[Entries taken from a collection]
◇ ◇ ◇ ◇ ◇ ◇ ◇

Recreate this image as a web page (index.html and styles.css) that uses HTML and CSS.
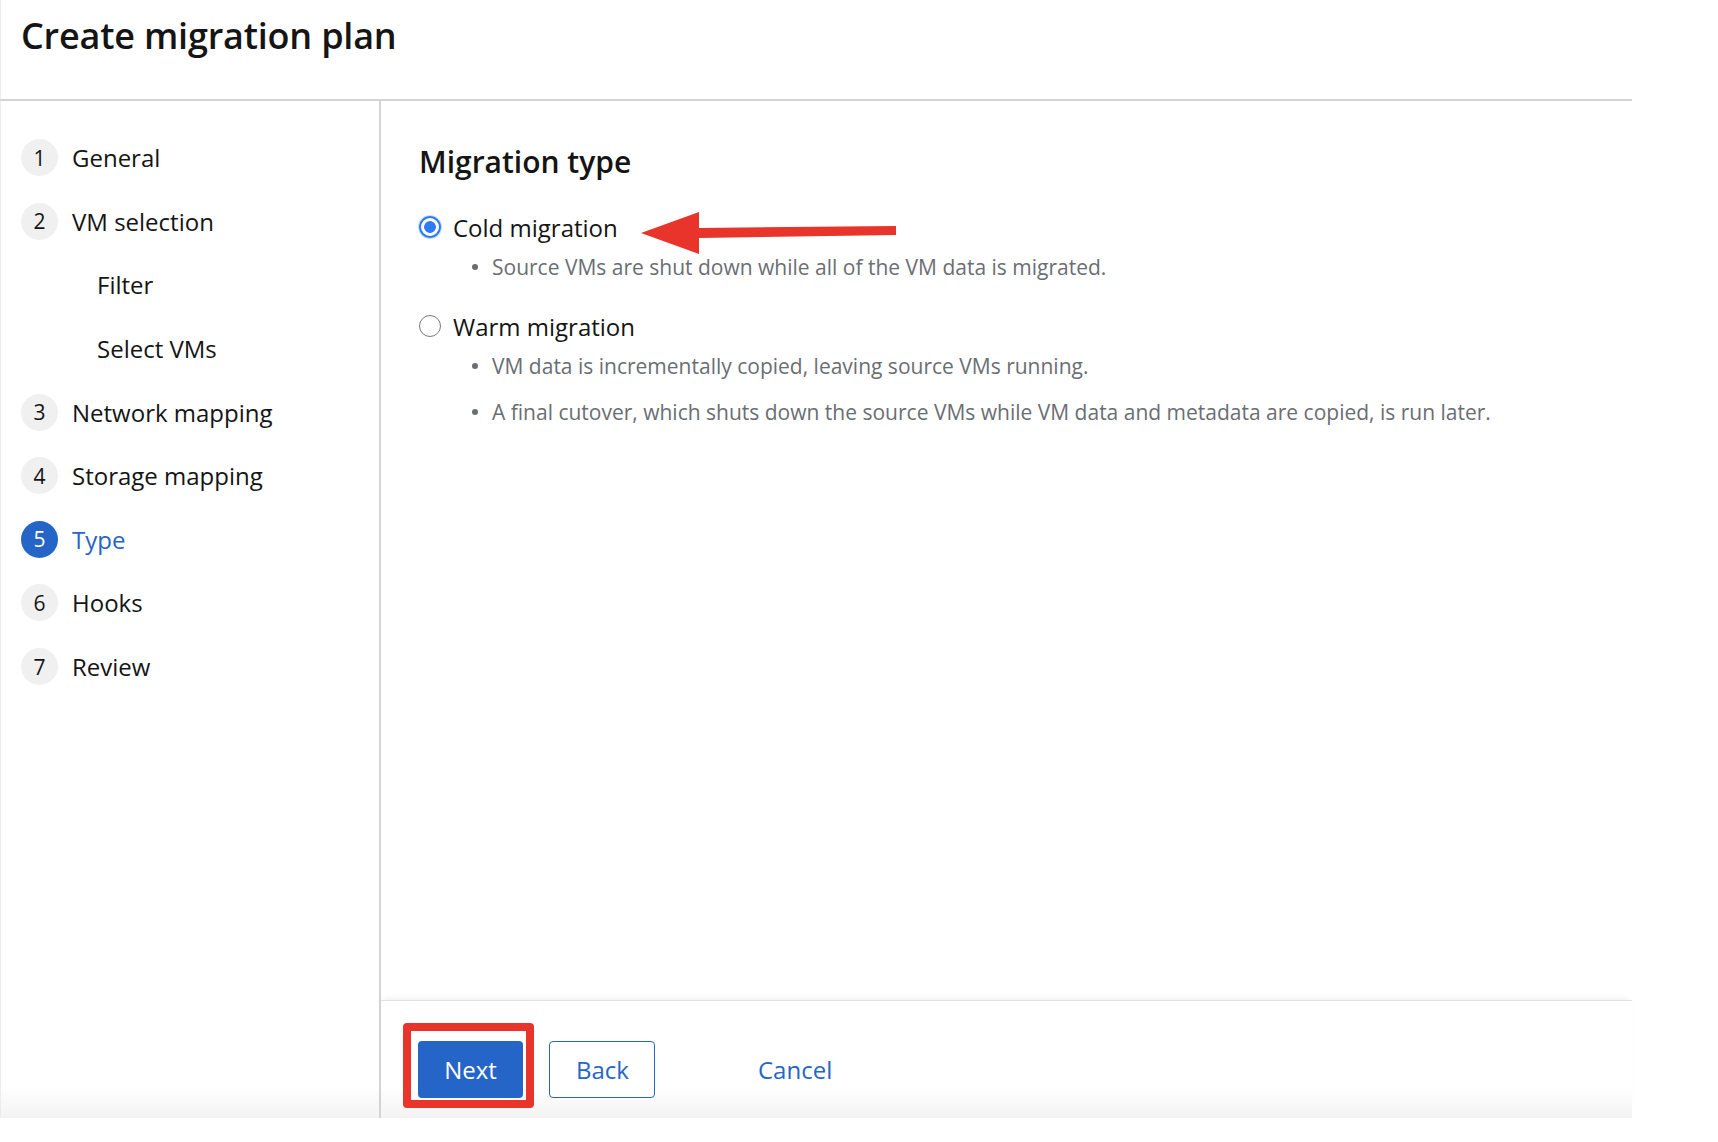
FILE: index.html
```html
<!DOCTYPE html>
<html lang="en">
<head>
<meta charset="utf-8">
<title>Create migration plan</title>
<link rel="stylesheet" href="styles.css">
</head>
<body>
<div class="page">
  <header class="header">
    <h1 class="title">Create migration plan</h1>
  </header>
  <div class="body">
    <nav class="nav">
      <ol class="steps">
        <li class="step"><span class="num">1</span><span class="label">General</span></li>
        <li class="step"><span class="num">2</span><span class="label">VM selection</span></li>
        <li class="step sub"><span class="label">Filter</span></li>
        <li class="step sub"><span class="label">Select VMs</span></li>
        <li class="step"><span class="num">3</span><span class="label">Network mapping</span></li>
        <li class="step"><span class="num">4</span><span class="label">Storage mapping</span></li>
        <li class="step active"><span class="num">5</span><span class="label">Type</span></li>
        <li class="step"><span class="num">6</span><span class="label">Hooks</span></li>
        <li class="step"><span class="num">7</span><span class="label">Review</span></li>
      </ol>
    </nav>
    <main class="main">
      <section class="content">
        <h2 class="section-title">Migration type</h2>
        <div class="option">
          <div class="radio-row"><span class="radio checked"></span><span class="radio-label">Cold migration</span></div>
          <ul class="desc">
            <li>Source VMs are shut down while all of the VM data is migrated.</li>
          </ul>
        </div>
        <div class="option">
          <div class="radio-row"><span class="radio"></span><span class="radio-label">Warm migration</span></div>
          <ul class="desc">
            <li>VM data is incrementally copied, leaving source VMs running.</li>
            <li>A final cutover, which shuts down the source VMs while VM data and metadata are copied, is run later.</li>
          </ul>
        </div>
      </section>
      <footer class="footer">
        <span class="next-wrap"><button class="btn primary">Next</button><span class="highlight"></span></span>
        <button class="btn secondary">Back</button>
        <button class="btn link">Cancel</button>
      </footer>
    </main>
  </div>
  <svg class="arrow" width="266" height="56" viewBox="0 0 266 56" aria-hidden="true">
    <polygon points="5,28 63,7 63,23 260,21 260,30 63,33 63,49" fill="#e8342a"/>
  </svg>
</div>
</body>
</html>
```

FILE: styles.css
```css
* {
  box-sizing: border-box;
}

html,
body {
  margin: 0;
  background: #ffffff;
}

body {
  font-family: "Open Sans", "Liberation Sans", sans-serif;
  color: #151515;
}

.page {
  position: relative;
  width: 1632px;
  height: 1118px;
  display: flex;
  flex-direction: column;
  background: linear-gradient(to bottom, #ffffff 0, #ffffff 1086px, #f3f3f3 1118px);
  box-shadow: inset 1px 0 0 #ececec;
}

.header {
  height: 101px;
  border-bottom: 2px solid #d4d4d4;
  padding: 16px 0 0 21px;
}

.title {
  margin: 0;
  font-size: 36px;
  line-height: 40px;
  font-weight: 600;
  letter-spacing: -0.2px;
}

.body {
  flex: 1;
  display: flex;
  min-height: 0;
}

.nav {
  width: 381px;
  flex: none;
  border-right: 2px solid #d4d4d4;
  padding-top: 25px;
}

.steps {
  list-style: none;
  margin: 0;
  padding: 0;
}

.step {
  height: 63.6px;
  display: flex;
  align-items: center;
  padding-left: 21px;
  font-size: 24px;
}

.step.sub {
  padding-left: 97px;
}

.num {
  flex: none;
  width: 37px;
  height: 37px;
  border-radius: 50%;
  background: #f0f0f0;
  display: flex;
  align-items: center;
  justify-content: center;
  font-size: 21px;
  margin-right: 14px;
}

.label {
  line-height: 37px;
}

.step.active .num {
  background: #2565c7;
  color: #ffffff;
}

.step.active .label {
  color: #2565c7;
}

.main {
  flex: 1;
  display: flex;
  flex-direction: column;
  min-width: 0;
}

.content {
  flex: 1;
  padding: 43px 0 0 38px;
}

.section-title {
  margin: 0 0 29px;
  font-size: 30px;
  line-height: 36px;
  font-weight: 600;
}

.radio-row {
  display: flex;
  align-items: center;
  height: 36px;
  font-size: 24px;
}

.radio {
  flex: none;
  width: 22px;
  height: 22px;
  border-radius: 50%;
  border: 1.5px solid #7a7a7a;
  background: #ffffff;
  margin-right: 12px;
}

.radio.checked {
  border: 2.5px solid #2f7bf5;
  background: radial-gradient(circle, #2f7bf5 0, #2f7bf5 5.5px, #ffffff 6.2px);
  box-shadow: 0 0 0 1px rgba(47, 123, 245, 0.25);
}

.desc {
  list-style: none;
  margin: 7px 0 0;
  padding: 0 0 0 53px;
}

.desc li {
  display: flex;
  align-items: center;
  height: 30px;
  font-size: 21px;
  line-height: 30px;
  color: #6a6e73;
}

.desc li::before {
  content: "";
  flex: none;
  width: 6px;
  height: 6px;
  border-radius: 50%;
  background: #6a6e73;
  margin-right: 14px;
}

.desc li + li {
  margin-top: 16px;
}

.option + .option {
  margin-top: 26px;
}

.footer {
  height: 118px;
  flex: none;
  border-top: 1px solid #e2e2e2;
  box-shadow: 0 -5px 6px -3px rgba(0, 0, 0, 0.06);
  display: flex;
  align-items: flex-start;
  padding: 40px 0 0 37px;
}

.btn {
  height: 57px;
  font-family: inherit;
  font-size: 24px;
  line-height: 1;
  border-radius: 4px;
  padding: 0 26px;
  border: 0;
  cursor: pointer;
}

.primary {
  width: 105px;
  background: #2565c7;
  color: #ffffff;
}

.secondary {
  width: 106px;
  margin-left: 26px;
  background: #ffffff;
  color: #2565c7;
  border: 1.5px solid #2565c7;
}

.link {
  margin-left: 77px;
  background: transparent;
  color: #2565c7;
}

.next-wrap {
  position: relative;
  display: inline-flex;
}

.highlight {
  position: absolute;
  left: -15px;
  top: -18px;
  right: -11px;
  bottom: -10px;
  border: 8px solid #e8342a;
  border-radius: 4px;
  pointer-events: none;
}

.arrow {
  position: absolute;
  left: 636px;
  top: 205px;
  pointer-events: none;
}
```
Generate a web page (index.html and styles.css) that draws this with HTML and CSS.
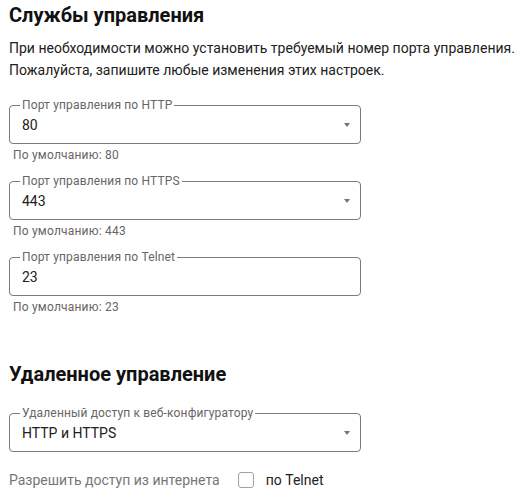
FILE: index.html
```html
<!DOCTYPE html>
<html>

<head>
    <title>Службы управления</title>
    <link rel="stylesheet" href="styles.css">
</head>

<body>
    <div class="page">
        <h2>Службы управления</h2>

        <p class="intro">
            При необходимости можно установить требуемый номер порта управления.
            Пожалуйста, запишите любые изменения этих настроек.
        </p>

        <div class="field">
            <fieldset class="box select">
                <legend>Порт управления по HTTP</legend>
                <span class="value">80</span>
                <span class="arrow"></span>
            </fieldset>
            <div class="hint">По умолчанию: 80</div>
        </div>

        <div class="field">
            <fieldset class="box select">
                <legend>Порт управления по HTTPS</legend>
                <span class="value">443</span>
                <span class="arrow"></span>
            </fieldset>
            <div class="hint">По умолчанию: 443</div>
        </div>

        <div class="field">
            <fieldset class="box">
                <legend>Порт управления по Telnet</legend>
                <span class="value">23</span>
            </fieldset>
            <div class="hint">По умолчанию: 23</div>
        </div>

        <h2 class="second">Удаленное управление</h2>

        <div class="field">
            <fieldset class="box select">
                <legend>Удаленный доступ к веб-конфигуратору</legend>
                <span class="value">HTTP и HTTPS</span>
                <span class="arrow"></span>
            </fieldset>
        </div>

        <div class="access">
            <span class="access-label">Разрешить доступ из интернета</span>
            <label class="check">
                <span class="checkbox"></span>
                по Telnet
            </label>
        </div>
    </div>
</body>

</html>
```

FILE: styles.css
```css
body {
    margin: 0;
    font-family: Roboto, "Noto Sans", sans-serif;
    color: #212121;
    background: #fff;
}

.page {
    padding: 3px 9px 0;
}

h2 {
    margin: 0;
    font-size: 20px;
    line-height: 24px;
    font-weight: 700;
    color: #111;
}

h2.second {
    margin: 48px 0 20px;
}

.intro {
    margin: 10px 0 17px;
    width: 515px;
    font-size: 14px;
    line-height: 22px;
}

.field {
    width: 352px;
    margin-bottom: 12px;
}

.box {
    position: relative;
    display: flex;
    align-items: center;
    margin: 0;
    padding: 0 12px;
    height: 46px;
    box-sizing: border-box;
    border: 1px solid #7a7a7a;
    border-radius: 4px;
}

.box legend {
    margin-left: -2px;
    padding: 0 2px;
    font-size: 12px;
    line-height: 14px;
    letter-spacing: 0.15px;
    color: #666;
}

.value {
    flex: 1;
    font-size: 14px;
    margin-top: -5px;
}

.arrow {
    width: 0;
    height: 0;
    margin: -5px -2px 0 0;
    border-left: 3.5px solid transparent;
    border-right: 3.5px solid transparent;
    border-top: 4px solid #757575;
}

.hint {
    margin-top: 4px;
    padding-left: 4px;
    font-size: 12px;
    line-height: 14px;
    letter-spacing: 0.2px;
    color: #666;
}

.access {
    display: flex;
    align-items: center;
    margin-top: 19px;
    height: 18px;
    font-size: 14px;
}

.access-label {
    color: #777;
}

.check {
    display: flex;
    align-items: center;
    margin-left: 18px;
    gap: 12px;
    color: #222;
}

.checkbox {
    width: 14px;
    height: 14px;
    border: 1px solid #a0a0a0;
    border-radius: 3px;
}
```
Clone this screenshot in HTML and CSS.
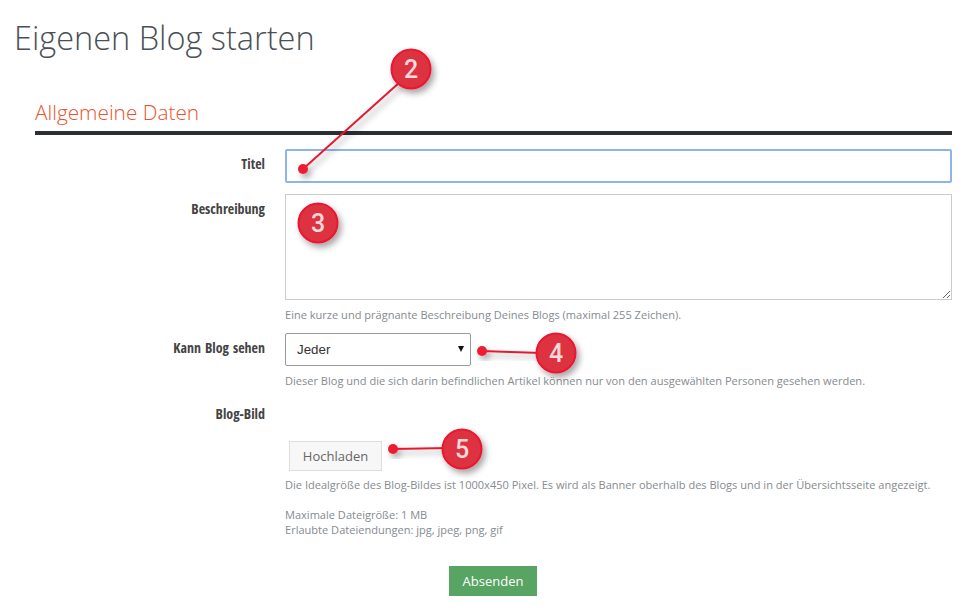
FILE: index.html
```html
<!DOCTYPE html>
<html lang="de">
<head>
    <meta charset="UTF-8">
    <meta name="viewport" content="width=device-width, initial-scale=1.0">
    <title>Eigenen Blog starten</title>
    <link rel="stylesheet" href="styles.css">
</head>
<body>
    <h1 class="page-title">Eigenen Blog starten</h1>

    <form class="blog-form">
        <h2 class="section-title">Allgemeine Daten</h2>

        <div class="form-row row-title">
            <label class="form-label">Titel</label>
            <div class="form-field">
                <input type="text" class="text-input">
            </div>
        </div>

        <div class="form-row row-description">
            <label class="form-label">Beschreibung</label>
            <div class="form-field">
                <textarea class="text-area"></textarea>
                <p class="help-text">Eine kurze und prägnante Beschreibung Deines Blogs (maximal 255 Zeichen).</p>
            </div>
        </div>

        <div class="form-row row-visibility">
            <label class="form-label">Kann Blog sehen</label>
            <div class="form-field">
                <div class="select-wrap">
                    <select class="select-input">
                        <option>Jeder</option>
                    </select>
                </div>
                <p class="help-text">Dieser Blog und die sich darin befindlichen Artikel können nur von den ausgewählten Personen gesehen werden.</p>
            </div>
        </div>

        <div class="form-row row-image">
            <label class="form-label">Blog-Bild</label>
            <div class="form-field">
                <button type="button" class="upload-btn">Hochladen</button>
                <p class="help-text">Die Idealgröße des Blog-Bildes ist 1000x450 Pixel. Es wird als Banner oberhalb des Blogs und in der Übersichtsseite angezeigt.</p>
                <p class="help-text help-limits">Maximale Dateigröße: 1 MB<br>Erlaubte Dateiendungen: jpg, jpeg, png, gif</p>
            </div>
        </div>

        <div class="form-actions">
            <button type="button" class="submit-btn">Absenden</button>
        </div>
    </form>

    <!-- numbered callouts lying over the form -->
    <svg class="callouts" width="971" height="608" viewBox="0 0 971 608">
        <defs>
            <filter id="soft-shadow" x="-50%" y="-50%" width="200%" height="200%">
                <feDropShadow dx="3" dy="4" stdDeviation="3" flood-color="#000" flood-opacity="0.35"/>
            </filter>
        </defs>
        <g filter="url(#soft-shadow)">
            <line class="callout-line" x1="303" y1="169" x2="400" y2="82"/>
            <circle class="callout-dot" cx="303" cy="169" r="5"/>
        </g>
        <g filter="url(#soft-shadow)">
            <line class="callout-line" x1="482" y1="351" x2="542" y2="353"/>
            <circle class="callout-dot" cx="482" cy="351" r="5"/>
        </g>
        <g filter="url(#soft-shadow)">
            <line class="callout-line" x1="393" y1="449" x2="448" y2="448"/>
            <circle class="callout-dot" cx="393" cy="449" r="5"/>
        </g>
        <g filter="url(#soft-shadow)"><circle class="callout-badge" cx="411" cy="69" r="19.5"/></g>
        <text class="callout-num" x="411" y="78">2</text>
        <g filter="url(#soft-shadow)"><circle class="callout-badge" cx="318" cy="223" r="19.5"/></g>
        <text class="callout-num" x="318" y="232">3</text>
        <g filter="url(#soft-shadow)"><circle class="callout-badge" cx="556" cy="353" r="19.5"/></g>
        <text class="callout-num" x="556" y="362">4</text>
        <g filter="url(#soft-shadow)"><circle class="callout-badge" cx="462" cy="449" r="19.5"/></g>
        <text class="callout-num" x="462" y="458">5</text>
    </svg>
</body>
</html>
```
FILE: styles.css
```css
body {
    margin: 0;
    height: 608px;
    overflow: hidden;
    background: #fff;
    font-family: "Open Sans", sans-serif;
    color: #555;
    position: relative;
}

.page-title {
    margin: 0;
    padding: 15px 0 0 14px;
    font-size: 32.5px;
    line-height: 46px;
    font-weight: 300;
    color: #4a5056;
}

.blog-form {
    margin: 0 19px 0 35px;
    padding-top: 37px;
}

.section-title {
    margin: 0;
    padding-bottom: 5px;
    border-bottom: 4px solid #2b2e33;
    font-size: 20.8px;
    line-height: 28px;
    font-weight: 300;
    color: #e9522c;
}

.form-row {
    display: grid;
    grid-template-columns: 230px 1fr;
    column-gap: 20px;
}

.row-title {
    margin-top: 14px;
}

.row-description {
    margin-top: 11px;
}

.row-visibility {
    margin-top: 11px;
}

.row-image {
    margin-top: 16px;
}

.form-label {
    text-align: right;
    font-size: 14px;
    line-height: 20px;
    font-weight: 700;
    font-stretch: 75%;
    word-spacing: 1.5px;
    color: #444;
}

.row-title .form-label {
    padding-top: 5px;
}

.row-description .form-label {
    padding-top: 5px;
}

.row-visibility .form-label {
    padding-top: 5px;
}

.text-input {
    display: block;
    box-sizing: border-box;
    width: 100%;
    height: 34px;
    border: 2px solid #8fb4ec;
    border-radius: 2px;
    outline: none;
}

.text-area {
    display: block;
    box-sizing: border-box;
    width: 100%;
    height: 106px;
    border: 1px solid #ccc;
    border-radius: 0;
    outline: none;
}

.select-wrap {
    position: relative;
    width: 186px;
}

.select-wrap::after {
    content: "";
    position: absolute;
    left: 173px;
    top: 13px;
    border-left: 3px solid transparent;
    border-right: 3px solid transparent;
    border-top: 6px solid #111;
}

.select-input {
    display: block;
    box-sizing: border-box;
    width: 186px;
    height: 33px;
    padding-left: 11px;
    border: 1px solid #999;
    border-radius: 2px;
    background: #fff;
    appearance: none;
    font-family: "Liberation Sans", sans-serif;
    font-size: 13.33px;
    color: #333;
}

.help-text {
    margin: 0;
    font-size: 11.05px;
    line-height: 15px;
    color: #868b90;
}

.row-description .help-text {
    margin-top: 7px;
}

.row-visibility .help-text {
    margin-top: 7px;
}

.row-image .help-text {
    margin-top: 6px;
}

.row-image .help-limits {
    margin-top: 15px;
}

.upload-btn {
    display: block;
    box-sizing: border-box;
    width: 93px;
    height: 30px;
    margin: 37px 0 0 4px;
    border: 1px solid #ddd;
    border-radius: 0;
    background: #f7f7f7;
    font-family: "Open Sans", sans-serif;
    font-size: 13px;
    color: #666;
}

.form-actions {
    display: flex;
    justify-content: center;
    margin-top: 29px;
    padding-right: 1px;
}

.submit-btn {
    width: 88px;
    height: 30px;
    padding: 0;
    border: none;
    border-radius: 0;
    background: #57a463;
    font-family: "Open Sans", sans-serif;
    font-size: 13px;
    color: #fff;
}

.callouts {
    position: absolute;
    left: 0;
    top: 0;
}

.callout-line {
    stroke: #e8192f;
    stroke-width: 2;
}

.callout-dot {
    fill: #ed1c33;
}

.callout-badge {
    fill: #dd3340;
    stroke: #ea1530;
    stroke-width: 2;
}

.callout-num {
    fill: #f7d9dc;
    font-family: Roboto, sans-serif;
    font-size: 25px;
    font-weight: 500;
    text-anchor: middle;
}
```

◇ ◇ ◇ ◇ ◇ ◇ ◇

AIM
Copy out every line of the data that includes the word "page".

FULL OUTPUT
Recreate this image as a web page (index.html and styles.css) that uses HTML and CSS.
<div class="page">
.page {
Generate a web page (index.html and styles.css) that draws this with HTML and CSS.
    <div class="page">
.page {
    <h1 class="page-title">Eigenen Blog starten</h1>
.page-title {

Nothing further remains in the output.